Vieglais, D & the Make Data Count Team
How to Make Your Data Count

Make Data Count (MDC), a Sloan funded project between California Digital Library, DataONE and DataCite, provides incentives and aims to show researchers the value of their research data by displaying data usage and citation metrics.

Laney, C
NEON within the landscape of data repositories

The U.S. National Ecological Observatory Network (NEON), sponsored by the U.S. National Science Foundation and managed cooperatively by Battelle, is a continental-scale, long-term observation facility that supports research of ecological drivers and responses. Now in its first year of operations, NEON collects and disseminates a full suite of observations from field crews (including soil, water, and organismal samples), automated instruments, and remote-sensing airborne platforms from 80 field sites across the U.S. Currently, more than 170 data products are freely available through a data portal, a public API, and a network of repositories, including AeroNet, MG-RAST, BOLD, OpenTopography, AmeriFlux, Phenocam Gallery, and NCBI SRA. In addition, tens of thousands of samples are available upon request, and NEON is standing up a new partnership with Arizona State University to manage its bioarchive. As a DataONE member node, we ask how NEON can more efficiently improve the discoverability of data across the landscape of archives, external repositories, and data/metadata aggregators?

Walworth, DH, Bradley, J, Smith, S
Alaska Data Integration working group Metadata ToolKit

The Alaska Data Integration working group(ADIwg) Metadata Toolkit is an open source suite of applications for authoring and editing metadata for spatial and non-spatial projects and datasets.
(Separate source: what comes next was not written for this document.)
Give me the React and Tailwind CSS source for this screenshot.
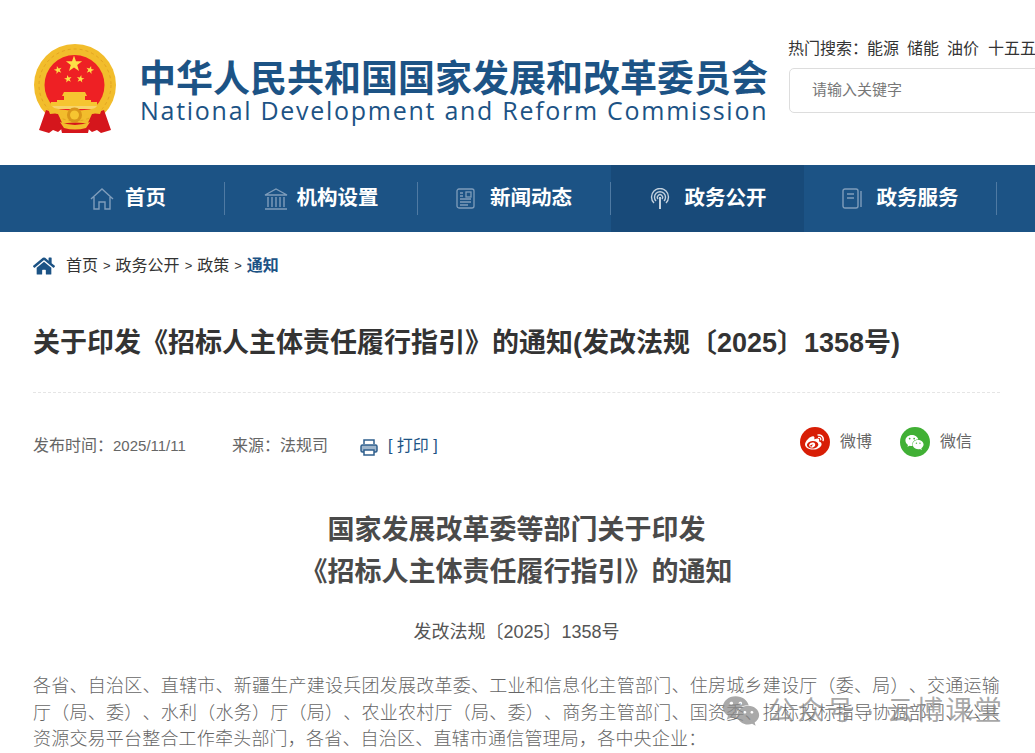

The main goal of the toolkit is to promote the creation and use of metadata by lowering the level of technical expertise required to produce archival quality metadata.
mdJSON is the metadata format that ties the suite of tools together. Based on JavaScript Object Notation(JSON), mdJSON is capable of capturing 90% of ISO 19115-1 and FGDC CSDGM. Schemas are available for validation and documentation of mdJSON metadata records. mdJSON is an excellent lightweight alternative to current XML-based metadata formats.
The mdTranslator application supports translation between multiple metadata formats. Currently mdTranslator reads mdJSON, FGDC CSDGM, and sbJSON (the native format for the U.S. Geological Survey ScienceBase catalog) and outputs metadata in multiple standards, including ISO 19115-2, 19110, HTML, mdJSON, sbJSON and FGDC CSDGM. Support for ISO 19115-1 will be coming soon (December 2018).
mdEditor is an open source metadata authoring tool for documenting projects, data sets and other data resources. mdEditor may be used to create mdJSON records and by interfacing with the mdTranslator, produce metadata in any of the supported output formats. mdEditor can be used by anyone to create metadata and requires no prior knowledge of any of the supported metadata formats.

Stall, S
Community Partnership to Develop Best Practices Across the Data Lifecycle to Advance Open and Fair Data

Integrity and transparency within research is solidified by a complete set of research products that are findable, accessible, interoperable, and reusable. These are known as the FAIR Guiding Principles. Unfortunately not all research artifacts are saved in such a way that they can be understood by other researchers reading the publication, and reused and repurposed in multiple other research endeavors.
To accelerate this process, the American Geophysical Union and a set of partners representing the International Earth and Space Science community have been awarded a grant from the Laura and John Arnold Foundation to develop a collaborative solution across researchers, journals and repositories that will evolve the Earth and Space Science (ESS) publication process to include not just the publication, but all research inputs into that publication and related derived data products to help develop a unified process that is efficient and standardized for researchers and supports their work from grant application through to publishing.